EPA used the same evaluation criteria to evaluate all detection and quantitation approaches, including the IUPAC/ISO and ASTM IDE/IQE approaches. EPA did not reject either ASTM's approach or the concepts adopted by IUPAC and ISO. As described in the Technical Support Document for the Assessment of Detection and Quantitation Approaches, EPA identified many approaches that have been used to describe the sensitivity (i.e., the detection and quantitation capabilities) of analytical methods. EPA had focused the 2003 assessment on four sets of approaches that were either widely referenced or provided detailed instructions for use in the laboratory. The four approaches were: (1) ASTM's D19 committee IDE and IQE; (2) the LOD (limit of detection) and LOQ (limit of quantitation) adopted by the American Chemical Society; (3) the critical value, minimum detectable value, and limit of quantitation adopted by IUPAC and ISO; and (4) EPA's MDL and ML procedures. For the revised assessment, the Agency has expanded this evaluation to include three additional approaches. These three approaches were respectively submitted by the Inter-industry Analytical Group, U.S. Geological Survey, and the American Council of Independent Laboratories. The Revised Assessment Document also describes a quantitation procedure that is being developed by EPA's Office of Ground Water and Drinking Water. This quantitation procedure is known as the minimum reporting level or MRL. The Agency anticipates proposing the details of the MRL procedure in a rulemaking for public comment by mid-2005.

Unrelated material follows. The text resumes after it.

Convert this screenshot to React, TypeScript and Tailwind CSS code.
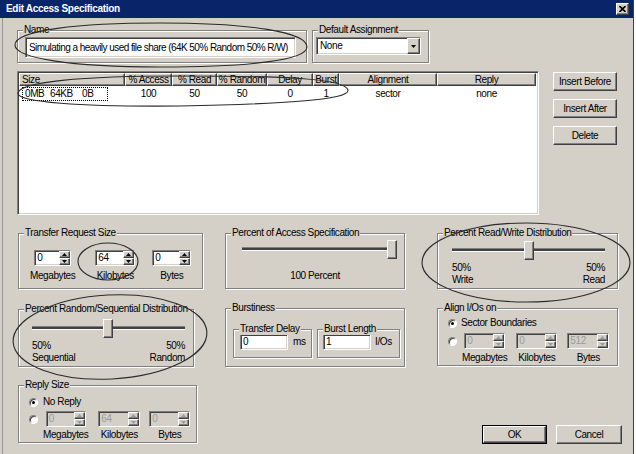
import React from "react";

const sunken =
  "border border-t-[#808080] border-l-[#808080] border-b-white border-r-white shadow-[inset_1px_1px_0_#404040,inset_-1px_-1px_0_#d4d0c8]";
const raised =
  "border border-t-white border-l-white border-b-[#404040] border-r-[#404040] shadow-[inset_-1px_-1px_0_#808080] bg-[#d4d0c8]";

function Group({
  label,
  className = "",
  children,
}: {
  label: string;
  className?: string;
  children?: React.ReactNode;
}) {
  return (
    <div
      className={`relative shrink-0 border border-[#808080] shadow-[inset_1px_1px_0_#fff,1px_1px_0_#fff] ${className}`}
    >
      <span className="absolute -top-[7px] left-[5px] px-[1px] bg-[#d4d0c8] leading-[12px] whitespace-nowrap">
        {label}
      </span>
      {children}
    </div>
  );
}

function Arrow({ up, disabled }: { up?: boolean; disabled?: boolean }) {
  return (
    <svg width="5" height="3" viewBox="0 0 5 3" className="block">
      <polygon
        points={up ? "0,3 5,3 2.5,0" : "0,0 5,0 2.5,3"}
        fill={disabled ? "#9a9a9a" : "#000"}
      />
    </svg>
  );
}

function Spin({
  value,
  className = "",
  disabled,
}: {
  value: string;
  className?: string;
  disabled?: boolean;
}) {
  return (
    <div
      className={`flex h-[16px] shrink-0 ${sunken} ${
        disabled ? "bg-[#d4d0c8] text-[#9a9a9a]" : "bg-white"
      } ${className}`}
    >
      <div className="flex-1 pl-[2px] leading-[14px] overflow-hidden">{value}</div>
      <div className="flex flex-col w-[11px] shrink-0">
        <div className={`flex-1 flex items-center justify-center ${raised}`}>
          <Arrow up disabled={disabled} />
        </div>
        <div className={`flex-1 flex items-center justify-center ${raised}`}>
          <Arrow disabled={disabled} />
        </div>
      </div>
    </div>
  );
}

function SpinCol({
  value,
  label,
  spinClass,
  className = "",
  labelClass = "mt-[4px]",
  disabled,
}: {
  value: string;
  label: string;
  spinClass: string;
  className?: string;
  labelClass?: string;
  disabled?: boolean;
}) {
  return (
    <div className={`flex flex-col items-center ${className}`}>
      <Spin value={value} className={spinClass} disabled={disabled} />
      <span className={`leading-[12px] whitespace-nowrap ${labelClass}`}>{label}</span>
    </div>
  );
}

function Radio({ checked }: { checked?: boolean }) {
  return (
    <div className="w-[9px] h-[9px] shrink-0 rounded-full border border-t-[#808080] border-l-[#808080] border-b-white border-r-white bg-white shadow-[inset_1px_1px_0_#404040] flex items-center justify-center">
      {checked && <div className="w-[3px] h-[3px] rounded-full bg-black" />}
    </div>
  );
}

function Slider({ className, thumb }: { className: string; thumb: string }) {
  return (
    <div className={`relative h-[19px] ${className}`}>
      <div className="absolute left-0 right-0 top-[7px] h-[4px] border-t border-t-[#808080] border-b border-b-white bg-[#404040]" />
      <div className={`absolute top-0 w-[10px] h-[19px] ${raised} ${thumb}`} />
    </div>
  );
}

function Btn({ className = "", children }: { className?: string; children: React.ReactNode }) {
  return (
    <div className={`flex items-center justify-center shrink-0 ${raised} ${className}`}>
      {children}
    </div>
  );
}

const cols = [
  { label: "Size", w: "w-[106px] text-left pl-[2px]" },
  { label: "% Access", w: "w-[47px] text-center" },
  { label: "% Read", w: "w-[45px] text-center" },
  { label: "% Random", w: "w-[50px] text-center" },
  { label: "Delay", w: "w-[46px] text-center" },
  { label: "Burst", w: "w-[26px] text-center" },
  { label: "Alignment", w: "w-[98px] text-center" },
  { label: "Reply", w: "w-[99px] text-center" },
];

export default function App() {
  return (
    <div className="relative w-[636px] h-[454px] bg-white overflow-hidden font-['Liberation_Sans',Arial,sans-serif] text-[10px] tracking-[-0.4px] text-black">
      <div className="w-[634px] h-[454px] bg-[#d4d0c8] border-r border-[#404040]">
        {/* Title bar */}
        <div className="h-[18px] bg-[#0a246a] flex items-center justify-between pl-[6px] pr-[4px]">
          <span className="text-white font-bold leading-[12px] tracking-[-0.3px]">
            Edit Access Specification
          </span>
          <div className={`w-[13px] h-[12px] ${raised} flex items-center justify-center`}>
            <svg width="7" height="6" viewBox="0 0 7 6">
              <path d="M0.5 0 L6.5 6 M6.5 0 L0.5 6" stroke="#000" strokeWidth="1.6" />
            </svg>
          </div>
        </div>

        <div className="ml-[2px] h-[436px] border-l border-[#9a9894] pl-[14px] pt-[12px]">
          {/* Row 1 */}
          <div className="flex">
            <Group label="Name" className="w-[290px] h-[33px] pl-[7px] pt-[6px]">
              <div
                className={`w-[271px] h-[21px] bg-white ${sunken} pl-[3px] leading-[19px] whitespace-nowrap overflow-hidden tracking-[-0.55px]`}
              >
                Simulating a heavily used file share (64K 50% Random 50% R/W)
              </div>
            </Group>
            <Group label="Default Assignment" className="ml-[5px] w-[117px] h-[33px] pl-[3px] pt-[6px]">
              <div className={`w-[105px] h-[18px] bg-white ${sunken} flex`}>
                <span className="flex-1 pl-[3px] leading-[16px]">None</span>
                <div className={`w-[13px] ${raised} flex items-center justify-center`}>
                  <Arrow />
                </div>
              </div>
            </Group>
          </div>

          {/* Row 2 */}
          <div className="flex mt-[8px]">
            <div className={`w-[522px] h-[144px] bg-white ${sunken} p-[1px]`}>
              <div className="flex h-[13px]">
                {cols.map((c) => (
                  <div
                    key={c.label}
                    className={`${c.w} shrink-0 ${raised} leading-[11px] whitespace-nowrap overflow-hidden`}
                  >
                    {c.label}
                  </div>
                ))}
              </div>
              <div className="flex h-[14px] mt-[1px] items-center leading-[12px]">
                <div className="w-[106px] shrink-0 pl-[3px]">
                  <div className="w-[86px] h-[14px] border border-dotted border-black flex items-center">
                    <span className="w-[27px] pl-[2px]">0MB</span>
                    <span className="w-[32px]">64KB</span>
                    <span>0B</span>
                  </div>
                </div>
                <div className="w-[47px] shrink-0 text-center">100</div>
                <div className="w-[45px] shrink-0 text-center">50</div>
                <div className="w-[50px] shrink-0 text-center">50</div>
                <div className="w-[46px] shrink-0 text-center">0</div>
                <div className="w-[26px] shrink-0 text-center">1</div>
                <div className="w-[98px] shrink-0 text-center">sector</div>
                <div className="w-[99px] shrink-0 text-center">none</div>
              </div>
            </div>
            <div className="ml-[14px] mt-[1px] flex flex-col gap-[8px]">
              <Btn className="w-[64px] h-[19px]">Insert Before</Btn>
              <Btn className="w-[64px] h-[19px]">Insert After</Btn>
              <Btn className="w-[64px] h-[19px]">Delete</Btn>
            </div>
          </div>

          {/* Row 3 */}
          <div className="flex mt-[18px]">
            {/* Column 1 */}
            <div className="ml-[1px] w-[185px] flex flex-col shrink-0">
              <Group label="Transfer Request Size" className="w-[185px] h-[56px] pl-[11px] pt-[16px]">
                <div className="flex">
                  <SpinCol value="0" label="Megabytes" spinClass="w-[37px]" />
                  <SpinCol value="64" label="Kilobytes" spinClass="w-[40px]" className="ml-[20px]" />
                  <SpinCol value="0" label="Bytes" spinClass="w-[39px]" className="ml-[17px]" />
                </div>
              </Group>
              <Group
                label="Percent Random/Sequential Distribution"
                className="mt-[20px] w-[176px] h-[58px] pl-[13px] pt-[9px]"
              >
                <Slider className="w-[153px]" thumb="left-[71px]" />
                <div className="flex justify-between w-[153px] mt-[2px] leading-[12px]">
                  <div>
                    50%
                    <br />
                    Sequential
                  </div>
                  <div className="text-right">
                    50%
                    <br />
                    Random
                  </div>
                </div>
              </Group>
              <Group label="Reply Size" className="mt-[18px] w-[179px] h-[58px] pl-[10px] pt-[10px]">
                <div className="flex items-center h-[12px]">
                  <Radio checked />
                  <span className="ml-[5px] leading-[12px]">No Reply</span>
                </div>
                <div className="flex items-start mt-[3px]">
                  <div className="mt-[4px]">
                    <Radio />
                  </div>
                  <SpinCol value="0" label="Megabytes" spinClass="w-[40px]" className="ml-[5px]" labelClass="mt-[2px]" disabled />
                  <SpinCol value="64" label="Kilobytes" spinClass="w-[42px]" className="ml-[10px]" labelClass="mt-[2px]" disabled />
                  <SpinCol value="0" label="Bytes" spinClass="w-[41px]" className="ml-[9px]" labelClass="mt-[2px]" disabled />
                </div>
              </Group>
            </div>

            {/* Column 2 */}
            <div className="ml-[22px] w-[180px] flex flex-col shrink-0">
              <Group label="Percent of Access Specification" className="w-[180px] h-[56px] pt-[6px]">
                <div className="pl-[16px]">
                  <Slider className="w-[155px]" thumb="left-[145px]" />
                </div>
                <div className="text-center mt-[11px] leading-[12px]">100 Percent</div>
              </Group>
              <Group label="Burstiness" className="mt-[19px] w-[180px] h-[59px] pt-[20px] pl-[7px]">
                <div className="flex items-start">
                  <Group label="Transfer Delay" className="w-[79px] h-[29px] pl-[6px] pt-[4px]">
                    <div className="flex items-start">
                      <div className={`w-[48px] h-[16px] bg-white ${sunken} pl-[2px] leading-[14px]`}>0</div>
                      <span className="ml-[5px] leading-[16px]">ms</span>
                    </div>
                  </Group>
                  <Group label="Burst Length" className="ml-[5px] w-[83px] h-[29px] pl-[5px] pt-[4px]">
                    <div className="flex items-start">
                      <div className={`w-[48px] h-[16px] bg-white ${sunken} pl-[2px] leading-[14px]`}>1</div>
                      <span className="ml-[4px] leading-[16px]">I/Os</span>
                    </div>
                  </Group>
                </div>
              </Group>
            </div>

            {/* Column 3 */}
            <div className="ml-[32px] w-[185px] flex flex-col shrink-0">
              <Group label="Percent Read/Write Distribution" className="w-[181px] h-[56px] pl-[14px] pt-[7px]">
                <Slider className="w-[153px]" thumb="left-[72px]" />
                <div className="flex justify-between w-[153px] mt-[2px] leading-[12px]">
                  <div>
                    50%
                    <br />
                    Write
                  </div>
                  <div className="text-right">
                    50%
                    <br />
                    Read
                  </div>
                </div>
              </Group>
              <Group label="Align I/Os on" className="mt-[19px] w-[181px] h-[58px] pl-[10px] pt-[8px]">
                <div className="flex items-center h-[12px]">
                  <Radio checked />
                  <span className="ml-[4px] leading-[12px]">Sector Boundaries</span>
                </div>
                <div className="flex items-start mt-[4px]">
                  <div className="mt-[4px]">
                    <Radio />
                  </div>
                  <SpinCol value="0" label="Megabytes" spinClass="w-[41px]" className="ml-[5px]" labelClass="mt-[3px]" disabled />
                  <SpinCol value="0" label="Kilobytes" spinClass="w-[41px]" className="ml-[9px]" labelClass="mt-[3px]" disabled />
                  <SpinCol value="512" label="Bytes" spinClass="w-[42px]" className="ml-[10px]" labelClass="mt-[3px]" disabled />
                </div>
              </Group>
              <div className="flex mt-[59px]">
                <div className="ml-[45px] w-[65px] h-[19px] border border-black flex">
                  <Btn className="flex-1">OK</Btn>
                </div>
                <Btn className="ml-[9px] w-[66px] h-[19px]">Cancel</Btn>
              </div>
            </div>
          </div>
        </div>
      </div>

      {/* Hand-drawn annotation ellipses */}
      <svg
        className="absolute inset-0 pointer-events-none"
        width="636"
        height="454"
        viewBox="0 0 636 454"
      >
        <g fill="none" stroke="#2b2b2b" strokeWidth="1.1">
          <path d="M15,45 C15,30 80,23 160,23 C250,23 307,32 307,47 C307,60 250,67 160,67 C70,67 15,58 15,45 Z" />
          <path d="M18,93 C20,82 80,76 180,76 C280,76 345,78 348,90 C350,100 280,104 180,106 C80,107 16,102 18,93 Z" />
          <ellipse cx="108" cy="261.5" rx="30" ry="18.5" />
          <ellipse cx="526" cy="262.5" rx="104" ry="39.5" />
          <ellipse cx="110" cy="337" rx="97" ry="42" transform="rotate(-3 110 337)" />
        </g>
      </svg>
    </div>
  );
}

Several commenters requested that EPA continue its assessment by working with stakeholders to improve procedures for determining the detection and quantitation capabilities of analytical methods. EPA believes that there is benefit in continuing discussions and, in section II.E. of this notice, describes the beginning of a process for a series of discussions about these issues with stakeholders, such as permitees, permit writers, state regulators, nongovernmental organizations, and environmental groups.
B. Consensus Principles
Stakeholders commenting on EPA's 2003 assessment of detection and quantitation approaches expressed their support of a set of “consensus principles” submitted by 36 signatories. Start Printed Page 64707The “consensus principles” described in this letter include the following:
- The definition of “quantitation” should account for both precision and bias.
- EPA should consider different uses of the MDL and ML in the Clean Water Act program (as a start-up test for a single laboratory, as a figure of merit to characterize an analytical method, as a permit compliance level, etc.), and evaluate the applicability of the MDL and ML to these uses.
- Definitions of and procedures for determining quantitation levels should take into account their use as regulatory compliance levels in NPDES permits, and the effects of routine variability within a laboratory on the results generated by the laboratory.
EPA notes that some of these “consensus principles” highlight existing aspects of approaches to detection and quantitation and provide a framework for future discussions with stakeholders. A more detailed description and additional discussion of these “consensus principles” is in Chapter 4 of the Revised Assessment Document.
C. Technical Issues
EPA considered, and is continuing to consider, several technical issues related to the development of detection and quantitation approaches. These issues are discussed in chapter 3 of the Revised Assessment Document. Commenters expressed concern regarding EPA's consideration of several of these technical issues, specifically how these issues are, or are not, addressed by EPA's MDL and ML. Specific concerns or suggestions expressed by commenters dealt with technical aspects of EPA's assessment, such as treatment of sample blanks, instrument data censoring, false positive and false negative rates, and calculation of MLs. EPA addressed these comments in the Revised Assessment Document and/or the Response-to-Comments Document, and the Agency expects to further address these issues in a continued consultation with stakeholders.
IV. Next Steps
It is clear that there is a strong interest in improving current procedures and uses, but no consensus for a specific procedure or procedures has emerged among the laboratory, industry, regulatory or regulated communities. The Agency looks forward to working with stakeholders. Based on an analysis of comments received on the 2003 assessment and proposed revisions to the MDL procedure, issues for consideration in future stakeholder consultations may include, but are not limited to, development of detection and quantitation procedures that:
- Vary in the nature and extent of statistical rigor and laboratory performance checks depending on the end use of a calculated limit in CWA programs;
- Account for more sources of variability, such as the variability between and within laboratories;
- Require more then seven samples and collect samples over a long period of time; and
- Use routine blank samples collected over long periods of time to account for background signals and temporal variability.
EPA has engaged a neutral third party to ask stakeholders for suggestions for additional issues, and about their interest in working with EPA to revise existing procedures and/or adopt one or more alternative procedures.Start Signature
Dated: November 1, 2004.
Benjamin H. Grumbles,
Acting Assistant Administrator for Water.